The Stars had a 22.1% power play through the regular season: the fourth best in the NHL. The Wild, meanwhile, were at 18.5%: middle of the pack, right at 15th. The Stars’ penalty kill, meanwhile, concluded at 82.3%: 10th in the NHL. The Wild’s finished at 77.9%, 27th overall.

So it would seem to very much be in Minnesota’s best interests to not. Take. Penalties. With one of the worst penalty kills in the league matched up against one of the top power plays – and against the team that scored the most goals in the regular season, roughly 22% of which came on the man advantage – the Wild could get into trouble awfully quick if they get undisciplined. Fortunately for them, they’ve got good habits: the Wild led the NHL with a +50 penalty differential as a team. The Stars were a +4.

Oh, but should either go on the kill? Minnesota scored seven shorthanded goals, tied for ninth in the NHL. Dallas scored 10, which is tied for third. So the Wild are still going to have to be on their toes no matter what.

Even strength

Before we dig in, some important injuries to note: Tyler Seguin will not be available for Dallas in Game 1, but is expected to play Game 2. Meanwhile, a fair amount of trouble for the Wild, as Zach Parise and Thomas Vanek are out, and Erik Haula is questionable himself.

dallas minnesota rolling averages

(Dallas is in blue, Minnesota is in green.)

There’s a fairly substantial gap when we regard even strength play. Through the regular season at 5v5, Dallas was a 52.56% CF team: only Los Angeles and Pittsburgh were better. Minnesota, meanwhile, clocked in at 47.86%: one of four playoff teams below 50.00% (the other three being Florida and both New York teams).

Let’s get more specific, though. The Stars had a shot ratio of 52.64% throughout the season, fifth in the NHL; the Wild were a 49.66% SF team – still not cracking the 50.00% mark, but getting closer, and 16th in the NHL. When it comes to scoring chances, the Stars were a 53.4% team, their numbers inching up just a little higher as we get closer to the net (and still fifth best in the NHL). The Wild, meanwhile, were 48.5%: dropping some.

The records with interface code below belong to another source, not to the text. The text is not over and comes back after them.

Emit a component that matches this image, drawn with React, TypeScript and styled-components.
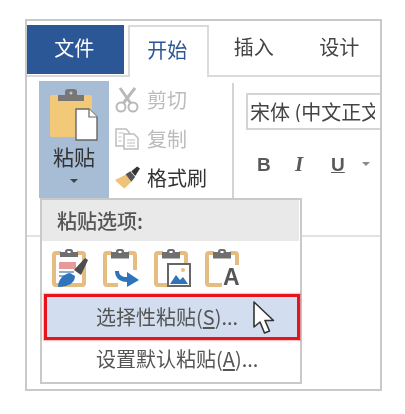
import React from "react";
import styled, { createGlobalStyle } from "styled-components";

const Global = createGlobalStyle`
  html, body { margin: 0; padding: 0; background: #fff; }
  body { font-family: "Noto Sans CJK SC", "Liberation Sans", sans-serif; }
`;

const Page = styled.div`
  width: 405px;
  height: 414px;
  box-sizing: border-box;
  padding: 19px 0 0 25px;
  overflow: hidden;
  filter: blur(0.45px);
`;

const Frame = styled.div`
  position: relative;
  box-sizing: border-box;
  width: 357px;
  height: 372px;
  border: 2px solid #c9c9c9;
  overflow: hidden;
  background: #fff;
`;

const TabBar = styled.div`
  display: flex;
  height: 56px;
  box-sizing: border-box;
  padding-top: 4px;
  border-bottom: 2px solid #dadada;
`;

const Tab = styled.div<{ $w: number; $kind?: "file" | "active" }>`
  width: ${(p) => p.$w}px;
  box-sizing: border-box;
  display: flex;
  align-items: center;
  justify-content: center;
  font-size: 20px;
  line-height: 1;
  padding: 0 0 6px 4px;
  color: ${(p) => (p.$kind === "file" ? "#fff" : p.$kind === "active" ? "#2b5797" : "#444")};
  background: ${(p) => (p.$kind === "file" ? "#2b5797" : "#fff")};
  ${(p) => (p.$kind === "file" ? "height: 49px; padding: 0 3px 3px 0;" : "")}
  ${(p) =>
    p.$kind === "active"
      ? "margin-left: 4px; height: 52px; border: 2px solid #dadada; border-bottom: none; position: relative; z-index: 1; padding: 0 3px 4px 0;"
      : ""}
`;

const Ribbon = styled.div`
  display: flex;
  height: 160px;
  box-sizing: border-box;
  padding: 4px 0 0 12px;
  border-bottom: 2px solid #e2e2e2;
`;

const PasteButton = styled.div`
  width: 70px;
  height: 117px;
  background: #a7bcd5;
  display: flex;
  flex-direction: column;
  align-items: center;
  padding-top: 8px;
  box-sizing: border-box;
`;

const PasteLabel = styled.div`
  font-size: 21px;
  line-height: 24px;
  color: #333;
  margin-top: 3px;
`;

const CaretDown = styled.div<{ $color?: string }>`
  width: 0;
  height: 0;
  border-left: 4px solid transparent;
  border-right: 4px solid transparent;
  border-top: 4px solid ${(p) => p.$color ?? "#444"};
`;

const PasteCaret = styled(CaretDown)`
  margin-top: 11px;
`;

const ClipColumn = styled.div`
  width: 123px;
  padding: 0 0 0 6px;
  box-sizing: border-box;
  display: flex;
  flex-direction: column;
`;

const ClipRow = styled.div<{ $off?: boolean }>`
  height: 39px;
  box-sizing: border-box;
  padding-bottom: 2px;
  display: flex;
  align-items: center;
  gap: 7px;
  font-size: 20px;
  line-height: 1;
  color: ${(p) => (p.$off ? "#bcbcbc" : "#333")};
`;

const IconSlot = styled.svg`
  flex: none;
  display: block;
`;

const FontGroup = styled.div`
  flex: 1;
  min-width: 0;
  margin-top: 2px;
  height: 115px;
  border-left: 2px solid #d4d4d4;
  padding: 10px 0 0 12px;
  box-sizing: border-box;
  display: flex;
  flex-direction: column;
`;

const Combo = styled.div`
  height: 37px;
  box-sizing: border-box;
  border: 2px solid #d4d4d4;
  border-right: none;
  display: flex;
  align-items: center;
  padding-left: 2px;
  margin-right: -2px;
`;

const ComboValue = styled.span`
  width: 125px;
  font-size: 20px;
  line-height: 1;
  color: #444;
  white-space: nowrap;
  overflow: hidden;
`;

const FormatRow = styled.div`
  display: flex;
  align-items: center;
  margin-top: 22px;
  padding-left: 11px;
  height: 24px;
`;

const FormatKey = styled.span<{ $w: number; $i?: boolean; $u?: boolean }>`
  width: ${(p) => p.$w}px;
  font-family: ${(p) => (p.$i ? '"Liberation Serif"' : '"Liberation Sans"')}, sans-serif;
  font-size: ${(p) => (p.$i ? 21 : 19)}px;
  font-weight: 700;
  font-style: ${(p) => (p.$i ? "italic" : "normal")};
  text-decoration: ${(p) => (p.$u ? "underline" : "none")};
  color: #5a5a5a;
  line-height: 1;
`;

const Menu = styled.div`
  position: absolute;
  left: 13px;
  top: 177px;
  width: 262px;
  height: 186px;
  box-sizing: border-box;
  border: 2px solid #c9c9c9;
  background: #fff;
  display: flex;
  flex-direction: column;
  z-index: 2;
`;

const MenuHeader = styled.div`
  height: 41px;
  background: #e9e9e9;
  display: flex;
  align-items: center;
  padding-left: 15px;
  font-size: 20px;
  font-weight: 500;
  color: #555;
  margin-right: 1px;
`;

const IconsRow = styled.div`
  height: 53px;
  display: flex;
  align-items: center;
  gap: 14px;
  padding: 0 0 0 10px;
`;

const MenuItem = styled.div<{ $hl?: boolean }>`
  position: relative;
  height: ${(p) => (p.$hl ? 46 : 42)}px;
  box-sizing: border-box;
  display: flex;
  align-items: center;
  padding: ${(p) => (p.$hl ? "0 0 0 49px" : "0 0 4px 54px")};
  margin-left: ${(p) => (p.$hl ? 2 : 0)}px;
  font-size: 20px;
  color: #555;
  line-height: 1;
  ${(p) =>
    p.$hl
      ? "background: #d2deef; border: 3px solid #e8141c; box-shadow: 0 0 1px 1px rgba(232,20,28,.25);"
      : ""}
  u { text-underline-offset: 2px; }
`;

const Cursor = styled.svg`
  position: absolute;
  left: 206px;
  top: 4px;
`;

const SmallClip = () => (
  <>
    <path d="M9 4H4a2 2 0 0 0-2 2v28a2 2 0 0 0 2 2h26a2 2 0 0 0 2-2V6a2 2 0 0 0-2-2h-5" fill="none" stroke="#e5bd80" strokeWidth="4" />
    <rect x="8" y="3" width="18" height="6.500" fill="#6f6f6f" />
    <rect x="13" y="0" width="8" height="5" rx="2.500" fill="#6f6f6f" />
    <rect x="15.500" y="2" width="3" height="2" fill="#fff" />
  </>
);

export default function App() {
  return (
    <Page>
      <Global />
      <Frame>
        <TabBar>
          <Tab $w={98} $kind="file">文件</Tab>
          <Tab $w={81} $kind="active">开始</Tab>
          <Tab $w={86}>插入</Tab>
          <Tab $w={86}>设计</Tab>
        </TabBar>
        <Ribbon>
          <PasteButton>
            <IconSlot width="48" height="52" viewBox="0 0 48 52">
              <path d="M2 6h38a2 2 0 0 1 2 2v38a2 2 0 0 1-2 2H2a2 2 0 0 1-2-2V8a2 2 0 0 1 2-2z" fill="#f2c879" />
              <rect x="8" y="6" width="26" height="6" fill="#777" />
              <path d="M15 6V3a3 3 0 0 1 3-3h6a3 3 0 0 1 3 3v3z" fill="#777" />
              <circle cx="21" cy="4" r="1.500" fill="#c7c7c7" />
              <path d="M26 20h13l8 8v23H26z" fill="#fff" stroke="#666" strokeWidth="1.400" />
              <path d="M39 20v8h8" fill="#fff" stroke="#666" strokeWidth="1.200" />
            </IconSlot>
            <PasteLabel>粘贴</PasteLabel>
            <PasteCaret />
          </PasteButton>
          <ClipColumn>
            <ClipRow $off>
              <IconSlot width="25" height="26" viewBox="0 0 25 26">
                <g fill="none" stroke="#b9b9b9" strokeWidth="2">
                  <path d="M5 1l10.500 15M20 1L8.500 16" strokeWidth="3" />
                  <circle cx="6" cy="20" r="4.500" />
                  <circle cx="18" cy="20" r="4.500" />
                </g>
              </IconSlot>
              剪切
            </ClipRow>
            <ClipRow $off>
              <IconSlot width="25" height="22" viewBox="0 0 25 22">
                <g fill="#fff" stroke="#bdbdbd" strokeWidth="1.500">
                  <path d="M1 1h10l3 3v14H1z" />
                  <path d="M9 6h10l4 4v11H9z" />
                  <path d="M3.500 5h5M3.500 9h3M3.500 13h3M12 12h8M12 15h8M12 18h8" strokeWidth="1.200" />
                </g>
              </IconSlot>
              复制
            </ClipRow>
            <ClipRow>
              <IconSlot width="25" height="26" viewBox="0 0 26 26">
                <path d="M0 15l12-6 5 8-7 7C6 21 3 18 0 15z" fill="#eec278" />
                <path d="M11 9l5-3 5 6-4 5z" fill="#555" />
                <path d="M17 6l6-5 3 2-5 8z" fill="#333" />
              </IconSlot>
              格式刷
            </ClipRow>
          </ClipColumn>
          <FontGroup>
            <Combo>
              <ComboValue>宋体 (中文正文</ComboValue>
            </Combo>
            <FormatRow>
              <FormatKey $w={38}>B</FormatKey>
              <FormatKey $w={36} $i>I</FormatKey>
              <FormatKey $w={31} $u>U</FormatKey>
              <CaretDown $color="#8a8a8a" />
            </FormatRow>
          </FontGroup>
        </Ribbon>
        <Menu>
          <MenuHeader>粘贴选项:</MenuHeader>
          <IconsRow>
            <IconSlot width="37" height="38" viewBox="0 0 37 38">
              <SmallClip />
              <rect x="5" y="8" width="25" height="26" fill="#fff" />
              <path d="M7 13h17v7H7z" fill="#e79a9a" />
              <path d="M7 23h15M7 27h12" stroke="#6a8fc0" strokeWidth="1.600" />
              <path d="M22 21L33 9l3 2-7 15z" fill="#4d4d4d" />
              <path d="M6 38c0-7 5-13 12-14l5 3c0 7-7 11-17 11z" fill="#2f74bb" />
            </IconSlot>
            <IconSlot width="37" height="38" viewBox="0 0 37 38">
              <SmallClip />
              <rect x="15" y="21" width="22" height="17" fill="#fff" />
              <path d="M16 22c0 4 3 6 8 6v-5l12 8-12 7v-5c-7 0-12-4-12-11z" fill="#2f74bb" />
            </IconSlot>
            <IconSlot width="37" height="38" viewBox="0 0 37 38">
              <SmallClip />
              <rect x="14" y="15" width="22" height="22" fill="#fff" stroke="#666" strokeWidth="2" />
              <path d="M16 35l6-9 4 5 3-3 5 7z" fill="#2f74bb" />
              <circle cx="29" cy="21" r="2" fill="#e8bf7d" />
            </IconSlot>
            <IconSlot width="37" height="38" viewBox="0 0 37 38">
              <SmallClip />
              <rect x="17" y="16" width="20" height="22" fill="#fff" />
              <text x="18" y="36" fontFamily="Liberation Sans" fontWeight="700" fontSize="23" fill="#555">A</text>
            </IconSlot>
          </IconsRow>
          <MenuItem $hl>
            选择性粘贴(<u>S</u>)...
            <Cursor width="22" height="34" viewBox="0 0 22 34">
              <path d="M1 1v25l6-5 4.500 11 5-2-4.500-10.500h8.500z" fill="#fff" stroke="#333" strokeWidth="1.600" strokeLinejoin="round" />
            </Cursor>
          </MenuItem>
          <MenuItem>设置默认粘贴(<u>A</u>)...</MenuItem>
        </Menu>
      </Frame>
    </Page>
  );
}
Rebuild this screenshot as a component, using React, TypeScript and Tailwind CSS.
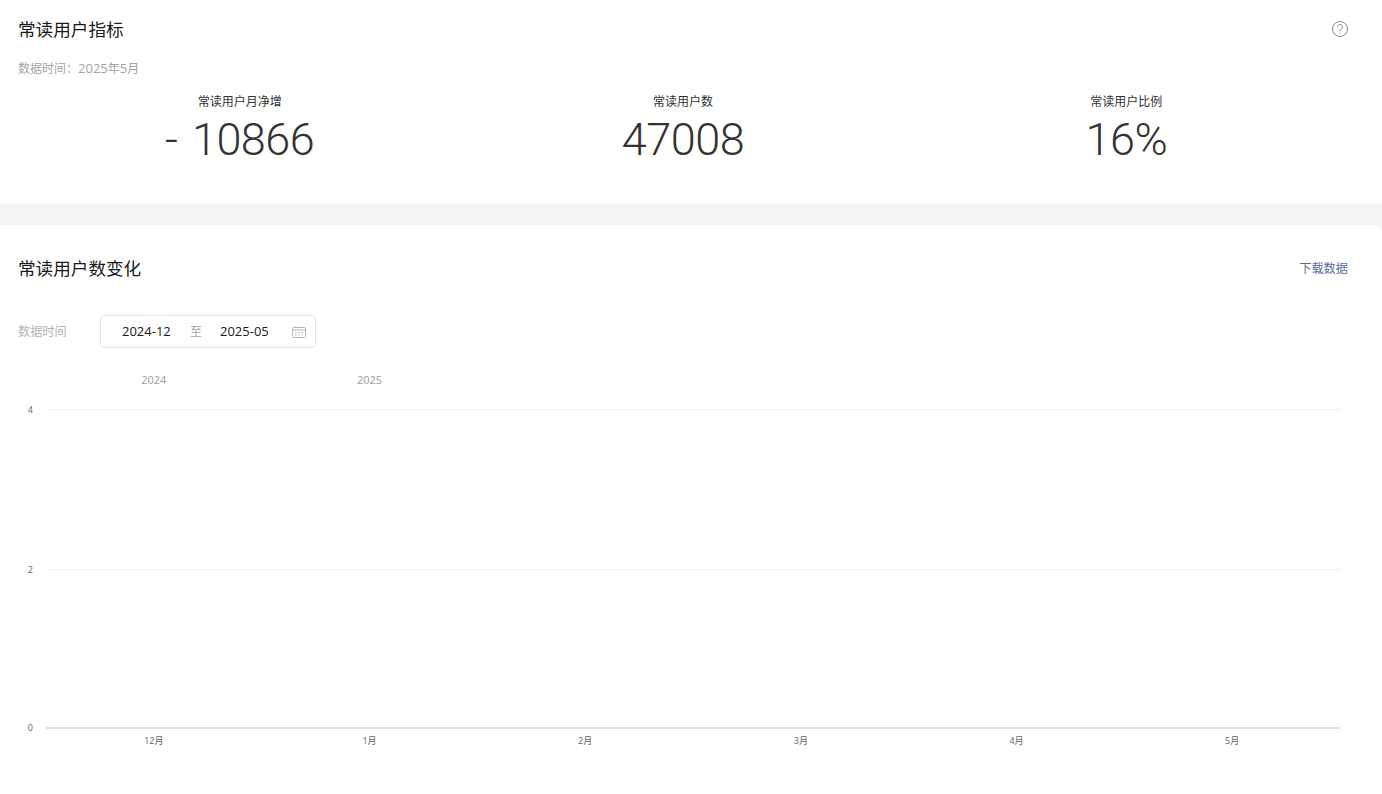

So what about actual goal ratios? Dallas came in at 51.72%, dropping a little as they placed 10th in the NHL; Minnesota, meanwhile, actually came in at 52.06%: just above the Stars at ninth overall.

What does this all mean? Well, the Stars are the superior offensive team – but they’re more susceptible to giving up goals. And hey, speaking of that…

Goaltending

The Stars have a tandem of Finnish goalies going for them. Antti Niemi, 32 years young, played 48 games for Dallas this season, 43 of which he started. He posted a .905 save percentage along the way. Kari Lehtonen, meanwhile – also 32 years young – played 43 games, starting 39 of them. He posted a .906 save percentage. Both goalies had 25 wins apiece.

That’s hardly any breathing room between the two. So who’s Dallas’ starting goalie? Um.

For Game 1, it’s Lehtonen; however, it wouldn’t be surprising to see Niemi during this series, either. And not that it should matter a whole lot, but Lehtonen has only played eight playoff games in his career; Niemi has played 62, including two rather deep runs, including a Cup win.

Things are a bit clearer in Minnesota. Devan Dubnyk – who you may recall previously won the Masterton for surviving an extended period of time as an Edmonton Oiler – has played 67 games for the Wild this season; Darcy Kuemper, his backup, played 21 games. So Dubnyk, 29, is the guy – and his .918 save percentage this season just might be able to steal some games for the Wild. Even if things go south, Kuemper, 25, is sitting at .915 himself, so Minnesota definitely has two capable goalies on its hands.

Schedule

Date Game Start Time
Thursday, April 14 Minnesota @ Dallas 9:30 p.m. ET
Saturday, April 16 Minnesota @ Dallas 8:00 p.m. ET
Monday, April 18 Dallas @ Minnesota 8:30 p.m. ET
Wednesday, April 20 Dallas @ Minnesota 9:30 p.m. ET
Friday, April 22 Minnesota @ Dallas TBD
Sunday, April 24 Dallas @ Minnesota TBD
Tuesday, April 26 Minnesota @ Dallas TBD

Prediction

This is Dallas’ series to lose. It’s a first seed against an eighth seed, though: that’s not exactly surprising. But Dallas is a terrifying team on the offensive side of the puck, one of the very best in the NHL. While they may sometimes leave something to be desired defensively, if any team can score its way out of trouble, it’s the Stars.

The one area the Wild have a chance is their superior goaltending. They aren’t that much better defensively – allowing 55.78 corsi events against per 60 compared to Dallas’ 56.48 – but both Minnesota goalies’ save percentages are at least .10% better than the Stars’.

Will that be enough? Probably to avoid getting swept, but probably not enough to win a series. Let’s say Stars in five.